Антология осетинской прозы | страница 36
Томиан так сказала шаферу:
— Назови его, как сам пожелаешь, а мне по душе имя Таймураз.
Шафер передал старшим желание матери. Тогда старшие назвали новорожденного Таймуразом и подняли тост за его здоровье. Гости попировали и разошлись.
Как-то Томиан и Каныкон повстречались у ручья. Каныкон говорит подруге:
— Да падут на меня твои несчастья, скажи, плачет ли у тебя ребенок по ночам?
Томиан отвечала:
— Не плачет, да перейдут ко мне твои болезни. Не ребенок это, а сущий ангел, даже не услышишь, как он спит.
— Да-дай, какая у меня дочь плаксивая! До рассвета не даст глаз сомкнуть.
— Так, может, у тебя нет амулета — образа святого Тутыра?
— Ради бога скажи, о каком амулете ты говоришь?
— А о таком, который кузнец выковывает на третий день праздника святого Тутыра. Встает он еще до рассвета и, воздерживаясь от еды и разговоров, принимается мастерить амулет. У кого есть такой амулет, тому не страшен дурной глаз, да и от злых духов он оберегает.
— О очаг мой, никогда об этом не слышала. Погибнуть бы нашему роду Тагиевых, только и знают, что конину есть!
— Сохранился у меня один такой амулет, дам я его тебе: не о ком-нибудь, о своей будущей невестке пекусь.
— Да поможет нам святой покровитель мужчин и да падут на меня твои болезни! — обрадовалась Каныкон.
Однажды Каныкон собрала женщин аула, угостила их на славу, и дали они имя новорожденной — Азау.
Таймураз и Азау подросли, встали на ноги. Ни на миг не разлучались дети, играли то в доме Боба, то в доме Бибо. Как-то Томиан и Каныкон возвращаются из лесу, видят, Таймураз и Азау спят, обнявшись, во дворе дома Бибо, и тут же, свернувшись клубком, лежит огромная черная змея. Перепугались женщины, заголосили. От криков змея испугалась, скользнула в траву. Дети проснулись и одарили матерей нежными улыбками. Томиан и Каныкон никому не рассказали о черной змее, но после этого случая в душе их зародилось тяжелое предчувствие.
Шло время, дни бежали за днями. Таймураз и Азау стали взрослыми, вытянулись, точно стройные молодые деревца. Юноша и девушка сдружились так, что друг без друга жить не могли. Вот уже по двадцать лет им минуло, а Бибо и Боба все еще не торопились со свадьбой.

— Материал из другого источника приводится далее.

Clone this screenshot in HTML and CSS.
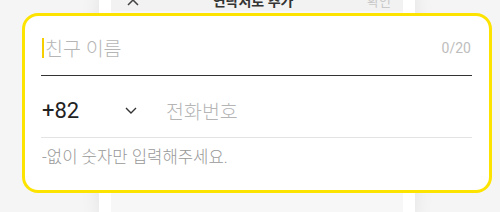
FILE: index.html
```html
<!DOCTYPE html>
<html lang="ko">
<head>
  <meta charset="UTF-8">
  <meta name="viewport" content="width=device-width, initial-scale=1.0">
  <title>연락처로 추가</title>
  <link rel="stylesheet" href="styles.css">
</head>
<body>
  <!-- 뒤쪽 휴대폰 화면 -->
  <div class="phone">
    <div class="phone-inner">
      <div class="phone-header">
        <span class="close">
          <svg width="12" height="12" viewBox="0 0 12 12"><path d="M1 1 L11 11 M11 1 L1 11" stroke="#444" stroke-width="1.5" fill="none"/></svg>
        </span>
        <span class="title">연락처로 추가</span>
        <span class="confirm">확인</span>
      </div>
    </div>
  </div>

  <!-- 강조된 입력 카드 -->
  <div class="card">
    <div class="name-field">
      <span class="caret"></span>
      <span class="placeholder">친구 이름</span>
      <span class="counter">0/20</span>
    </div>
    <div class="phone-field">
      <span class="country">+82</span>
      <svg class="chevron" width="12" height="7" viewBox="0 0 12 7"><path d="M1 1 L6 6 L11 1" stroke="#333" stroke-width="1.4" fill="none"/></svg>
      <span class="placeholder">전화번호</span>
    </div>
    <p class="helper">-없이 숫자만 입력해주세요.</p>
  </div>
</body>
</html>
```

FILE: styles.css
```css
/* 기본 */
* { box-sizing: border-box; margin: 0; padding: 0; }
html, body { height: 212px; overflow: hidden; }
body {
  font-family: Roboto, "Noto Sans CJK KR", sans-serif;
  background: #f5f5f5; color: #222;
  position: relative;
}

/* 뒤쪽 휴대폰 */
.phone {
  margin: -11px 0 0 99px; width: 316px; height: 230px;
  background: #fff; padding: 0 12px;
  box-shadow: 0 0 18px rgba(0,0,0,0.08);
}
.phone-inner { background: #f7f7f7; height: 100%; }
.phone-header {
  height: 22px; background: #f2f2f2;
  display: flex; align-items: center; justify-content: space-between;
  padding: 0 12px 0 16px;
  font-size: 14px;
}
.phone-header .close { display: flex; }
.phone-header .title { font-weight: bold; color: #333; }
.phone-header .confirm { color: #c8c8c8; font-size: 13px; }

/* 입력 카드 */
.card {
  position: absolute; left: 22px; top: 13px;
  width: 470px; height: 180px;
  background: #fff; border: 3px solid #fde300; border-radius: 16px;
  padding: 0 17px 0 16px;
}
.name-field {
  height: 60px; padding-top: 4px;
  display: flex; align-items: center;
  border-bottom: 1.5px solid #333;
}
.caret { width: 2px; height: 20px; background: #f5cf00; margin: 0 1px 0 1px; }
.placeholder { font-size: 19.5px; font-weight: 300; color: #b5b5b5; }
.counter { margin-left: auto; font-size: 14px; color: #bdbdbd; padding-right: 1px; }

.phone-field {
  display: flex; align-items: center;
  height: 62px; padding-top: 8px;
  border-bottom: 1px solid #e4e4e4;
}
.country { width: 84px; padding-left: 1px; font-size: 22px; color: #222; }
.chevron { margin-right: 29px; }

.helper { margin-top: 9px; padding-left: 1px; font-size: 16.7px; font-weight: 300; line-height: 22px; color: #999; }
```
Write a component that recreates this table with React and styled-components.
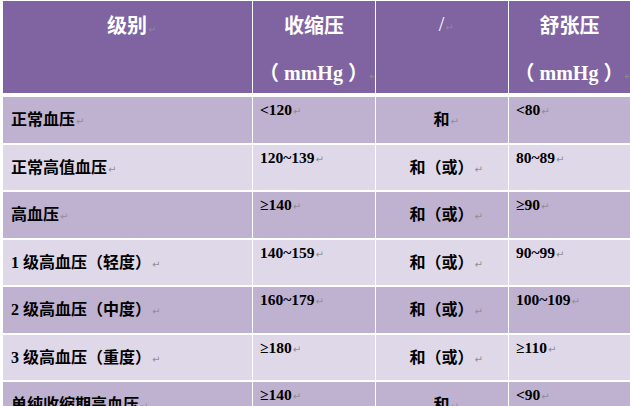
import React from "react";
import styled, { createGlobalStyle } from "styled-components";

const Global = createGlobalStyle`
  html, body { margin: 0; padding: 0; background: #ffffff; }
  body { width: 630px; height: 406px; overflow: hidden; }
`;

const Page = styled.div`
  width: 630px;
  height: 406px;
  overflow: hidden;
  padding: 1px 0 0 3px;
  box-sizing: border-box;
  background: #ffffff;
  font-family: "Liberation Serif", "Noto Sans CJK SC", serif;
`;

const Table = styled.div`
  display: flex;
  flex-direction: column;
  gap: 4px;
`;

const Body = styled.div`
  display: flex;
  flex-direction: column;
  gap: 2px;
`;

const Row = styled.div`
  display: grid;
  grid-template-columns: 249px 122px 132px 1fr;
  column-gap: 1px;
  height: ${(p) => (p.$head ? "92px" : "45.5px")};
`;

const HeadCell = styled.div`
  background: #8064a2;
  color: #ffffff;
  display: flex;
  flex-direction: column;
  overflow: hidden;
`;

const HeadLine = styled.div`
  height: 47px;
  flex: none;
  display: flex;
  align-items: center;
  justify-content: center;
  font-size: 20px;
  font-weight: ${(p) => (p.$thin ? 400 : 700)};
  white-space: nowrap;
`;

const Cell = styled.div`
  background: ${(p) => (p.$band ? "#bfb1d0" : "#dfd8e8")};
  color: #000000;
  font-size: ${(p) => (p.$kind === "num" ? "15.5px" : "16px")};
  font-weight: 700;
  display: flex;
  white-space: nowrap;
  overflow: hidden;
  align-items: ${(p) => (p.$kind === "num" ? "flex-start" : "center")};
  justify-content: ${(p) => (p.$kind === "mid" ? "center" : "flex-start")};
  padding: ${(p) =>
    p.$kind === "num" ? "4px 0 0 7px" : p.$kind === "label" ? "2px 0 0 8px" : "2px 0 0 0"};
  line-height: 17px;
`;

const Mark = styled.span`
  display: inline-block;
  width: 0;
  overflow: visible;
  white-space: nowrap;
  font-family: "DejaVu Sans", sans-serif;
  font-weight: 400;
  font-size: 10px;
  color: ${(p) => (p.$head ? "#8a8a8a" : "#8f8f8f")};
  vertical-align: baseline;
  padding-left: 1px;
`;

const Text = ({ children, head }) => (
  <span>
    {children}
    <Mark $head={head}>↵</Mark>
  </span>
);

const rows = [
  ["正常血压", "<120", "和", "<80"],
  ["正常高值血压", "120~139", "和（或）", "80~89"],
  ["高血压", "≥140", "和（或）", "≥90"],
  ["1 级高血压（轻度）", "140~159", "和（或）", "90~99"],
  ["2 级高血压（中度）", "160~179", "和（或）", "100~109"],
  ["3 级高血压（重度）", "≥180", "和（或）", "≥110"],
  ["单纯收缩期高血压", "≥140", "和", "<90"],
];

export default function App() {
  return (
    <>
      <Global />
      <Page>
        <Table>
          <Row $head>
            <HeadCell>
              <HeadLine>
                <Text head>级别</Text>
              </HeadLine>
            </HeadCell>
            <HeadCell>
              <HeadLine>收缩压</HeadLine>
              <HeadLine>
                <Text head>（ mmHg ）</Text>
              </HeadLine>
            </HeadCell>
            <HeadCell>
              <HeadLine $thin>
                <Text head>/</Text>
              </HeadLine>
            </HeadCell>
            <HeadCell>
              <HeadLine>舒张压</HeadLine>
              <HeadLine>
                <Text head>（ mmHg ）</Text>
              </HeadLine>
            </HeadCell>
          </Row>
          <Body>
            {rows.map((r, i) => {
              const band = i % 2 === 0;
              return (
                <Row key={i}>
                  <Cell $band={band} $kind="label">
                    <Text>{r[0]}</Text>
                  </Cell>
                  <Cell $band={band} $kind="num">
                    <Text>{r[1]}</Text>
                  </Cell>
                  <Cell $band={band} $kind="mid">
                    <Text>{r[2]}</Text>
                  </Cell>
                  <Cell $band={band} $kind="num">
                    <Text>{r[3]}</Text>
                  </Cell>
                </Row>
              );
            })}
          </Body>
        </Table>
      </Page>
    </>
  );
}
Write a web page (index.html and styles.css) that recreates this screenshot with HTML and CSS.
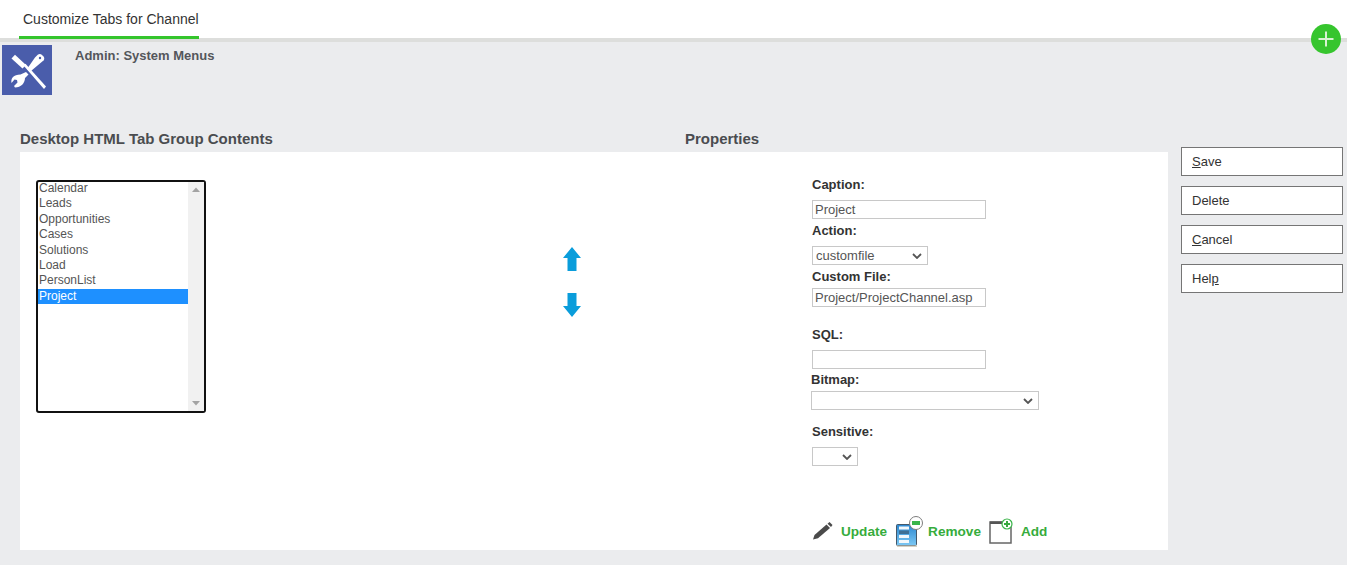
FILE: index.html
```html
<!DOCTYPE html>
<html lang="en">
<head>
<meta charset="utf-8">
<title>Customize Tabs for Channel</title>
<link rel="stylesheet" href="styles.css">
</head>
<body>
<header class="tabbar">
  <div class="tab">Customize Tabs for Channel</div>
  <button class="fab" aria-label="Add"><svg width="30" height="30" viewBox="0 0 30 30"><path d="M15 7.500v15M7.500 15h15" stroke="#d8f3d2" stroke-width="2" fill="none"/></svg></button>
</header>
<div class="context">
  <div class="logo">
    <svg width="50" height="50" viewBox="0 0 50 50">
      <path d="M33 12.500 36 9.500C37.500 8.500 39 9 40 10L41.500 11.500C42.500 12.800 42.500 14 41.500 15.500L27.800 27 25 24 Z" fill="#fff"/>
      <circle cx="38" cy="13" r="1.200" fill="#4a5dab"/>
      <path d="M9.500 13.500 13 9.800 24 20 20.500 23.500Z" fill="#fff"/>
      <path d="M21.500 20.500 23.500 18.800 44 41.500 42 44Z" fill="#fff"/>
      <path d="M24 27 26.500 29.500 23 33C23 38 19 42.500 13 42.500L12 41 15.500 37.500 15 35 12.500 34.500 9.500 38C8.500 33.500 11.500 29.500 18.500 29.500Z" fill="#fff"/>
    </svg>
  </div>
  <div class="crumb">Admin: System Menus</div>
</div>
<div class="columns">
  <main class="main">
    <div class="titles">
      <h2 class="title title-left">Desktop HTML Tab Group Contents</h2>
      <h2 class="title">Properties</h2>
    </div>
    <section class="panel">
      <div class="listbox">
        <ul class="items">
          <li>Calendar</li>
          <li>Leads</li>
          <li>Opportunities</li>
          <li>Cases</li>
          <li>Solutions</li>
          <li>Load</li>
          <li>PersonList</li>
          <li class="selected">Project</li>
        </ul>
        <div class="scrollbar">
          <svg width="16" height="10" viewBox="0 0 16 10"><path d="M8 3.500 12 8H4z" fill="#a3a3a3"/></svg>
          <svg width="16" height="10" viewBox="0 0 16 10"><path d="M8 6.500 12 2H4z" fill="#a3a3a3"/></svg>
        </div>
      </div>
      <div class="arrows">
        <svg width="20" height="24" viewBox="0 0 20 24"><path d="M10 0 19 11H14.500V24H5.500V11H1Z" fill="#0a9ddb"/></svg>
        <svg width="20" height="24" viewBox="0 0 20 24"><path d="M10 24 19 13H14.500V0H5.500V13H1Z" fill="#0a9ddb"/></svg>
      </div>
      <form class="props">
        <label class="label">Caption:</label>
        <input class="field input gap-8" type="text" value="Project">
        <label class="label after-4">Action:</label>
        <select class="field select-action gap-8"><option>customfile</option></select>
        <label class="label after-4">Custom File:</label>
        <input class="field input gap-4" type="text" value="Project/ProjectChannel.asp">
        <label class="label after-20">SQL:</label>
        <input class="field input gap-8" type="text">
        <label class="label after-3 shift">Bitmap:</label>
        <select class="field select-bitmap gap-4 shift"><option></option></select>
        <label class="label after-14">Sensitive:</label>
        <select class="field select-sensitive gap-8"><option></option></select>
        <div class="actions">
          <a class="action action-update">
            <svg width="22" height="20" viewBox="0 0 22 20"><path d="M1 18.500 2.500 14 14.500 3.500 18 7 6 17.300Z" fill="#4a4a4a"/><path d="M15.500 2.700 17.500 1 20.500 4 19 6Z" fill="#4a4a4a"/></svg>
            Update
          </a>
          <a class="action action-remove">
            <svg width="30" height="32" viewBox="0 0 30 32">
              <defs><linearGradient id="rm" x1="0" y1="0" x2="0" y2="1"><stop offset="0" stop-color="#2b87d0"/><stop offset="1" stop-color="#7cc8f4"/></linearGradient></defs>
              <rect x="1.500" y="9.500" width="20" height="21" rx="1" fill="url(#rm)" stroke="#44586a"/>
              <rect x="2" y="30.500" width="20" height="1.500" fill="#d5d2c4"/>
              <path d="M4 11.500h10v3H4zM4 20h10v3H4zM4 25h10v3H4z" fill="#f1f7fb"/>
              <path d="M4 15.500h10v3.500H4z" fill="#3d6f95"/>
              <circle cx="21" cy="8" r="6.500" fill="#fff" stroke="#7d7d7d"/>
              <rect x="17" y="6" width="8" height="4" fill="#39b54a"/>
            </svg>
            Remove
          </a>
          <a class="action action-add">
            <svg width="26" height="28" viewBox="0 0 26 28">
              <rect x="2" y="5" width="21" height="21" fill="#fff" stroke="#666" stroke-width="1.500"/>
              <rect x="2" y="4.500" width="16" height="2.500" fill="#555"/>
              <circle cx="19" cy="7" r="5" fill="#fff" stroke="#3bb54a" stroke-width="1.200"/>
              <path d="M19 4v6M16 7h6" stroke="#36a93f" stroke-width="2"/>
            </svg>
            Add
          </a>
        </div>
      </form>
    </section>
  </main>
  <aside class="buttons">
    <button class="btn"><u>S</u>ave</button>
    <button class="btn">Delete</button>
    <button class="btn"><u>C</u>ancel</button>
    <button class="btn">Hel<u>p</u></button>
  </aside>
</div>
</body>
</html>
```
FILE: styles.css
```css
* { box-sizing: border-box; }
html, body { margin: 0; height: 565px; overflow: hidden; }
body { background: #ebecee; font-family: "Liberation Sans", Arial, sans-serif; color: #333; position: relative; }
.tabbar { height: 42px; background: #fff; border-bottom: 4px solid #dddedc; padding-left: 19px; display: flex; position: relative; }
.tab { width: 180px; height: 39px; line-height: 38px; padding-left: 4px; border-bottom: 3px solid #34c52c; font-size: 14px; color: #333; white-space: nowrap; }
.fab { position: absolute; left: 1311px; top: 24px; width: 30px; height: 30px; border: 0; padding: 0; border-radius: 50%; background: #36c52e; display: block; }
.fab svg { display: block; }
.context { height: 105px; padding: 3px 0 0 2px; display: flex; }
.logo { width: 50px; height: 50px; background: #4a5dab; }
.logo svg { display: block; }
.crumb { margin-left: 23px; margin-top: 3px; font-size: 13px; line-height: 15px; font-weight: bold; color: #54565b; }
.columns { display: flex; }
.main { width: 1168px; padding-left: 20px; }
.titles { display: flex; height: 5px; }
.title { margin: -17px 0 0; font-size: 15px; line-height: 18px; font-weight: bold; color: #4a4c50; height: 18px; }
.title-left { width: 665px; }
.panel { background: #fff; height: 398px; display: flex; align-items: flex-start; padding: 28px 0 0 16px; }
.listbox { width: 170px; height: 233px; border: 2px solid #111; border-radius: 3px; display: flex; background: #fff; font-size: 12px; }
.items { list-style: none; margin: -1px 0 0; padding: 0; width: 150px; }
.items li { height: 15.400px; line-height: 15px; padding-left: 1px; color: #555; white-space: nowrap; }
.items li.selected { background: #1e90ff; color: #fff; }
.scrollbar { width: 16px; background: #f1f1f1; display: flex; flex-direction: column; justify-content: space-between; padding: 2px 0; }
.scrollbar svg { display: block; }
.arrows { margin: 67px 0 0 356px; width: 20px; display: flex; flex-direction: column; gap: 22px; }
.arrows svg { display: block; }
.props { margin: -3px 0 0 230px; width: 330px; display: flex; flex-direction: column; align-items: flex-start; }
.label { font-size: 13px; line-height: 15px; height: 15px; font-weight: bold; color: #333; }
.field { height: 19px; border: 1px solid #c8c8c8; background: #fff; color: #555; font-family: "Liberation Sans", Arial, sans-serif; font-size: 13px; padding: 0 2px; border-radius: 0; outline: none; }
select.field { appearance: none; padding: 0 18px 0 3px; background: #fff url("data:image/svg+xml,%3Csvg xmlns='http://www.w3.org/2000/svg' width='10' height='6'%3E%3Cpath d='M1 1l4 4 4-4' fill='none' stroke='%23555' stroke-width='1.800'/%3E%3C/svg%3E") no-repeat right 5px center; }
.input { width: 174px; }
.select-action { width: 116px; }
.select-bitmap { width: 228px; }
.select-sensitive { width: 46px; }
.shift { margin-left: -1px; }
.gap-8 { margin-top: 8px; }
.gap-4 { margin-top: 4px; }
.after-3 { margin-top: 3px; }
.after-4 { margin-top: 4px; }
.after-14 { margin-top: 14px; }
.after-20 { margin-top: 20px; }
.actions { display: flex; align-items: center; margin-top: 48px; height: 34px; }
.action { display: flex; align-items: center; font-size: 13.600px; font-weight: bold; color: #36ac3c; white-space: nowrap; }
.action svg { display: block; flex: none; }
.action-update svg { margin-right: 7px; }
.action-remove { margin-left: 8px; }
.action-remove svg { margin-right: 3px; }
.action-add { margin-left: 7px; }
.action-add svg { margin-right: 7px; }
.buttons { margin: 0 0 0 13px; display: flex; flex-direction: column; gap: 10px; }
.btn { width: 162px; height: 29px; border: 1px solid #757575; background: #fff; font-family: "Liberation Sans", Arial, sans-serif; font-size: 13px; color: #333; text-align: left; padding: 0 0 0 10px; border-radius: 0; }
```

Как-то весной Бибо погнал свои стада на горные пастбища. Нашел в ложбине зеленый луг и стал пасти скот. Прошел праздник Атынаг, приближался Кахцганан, и вдруг посреди весны повалил снег. За ночь снегу выпало с человеческий рост. Понеслась снежная лавина с высокой горы, погребла под собой Бибо и его скот. На следующий день люди прибежали к стоянке Бибо — ни пастуха, ни стада, только вороны кружат над узким ущельем.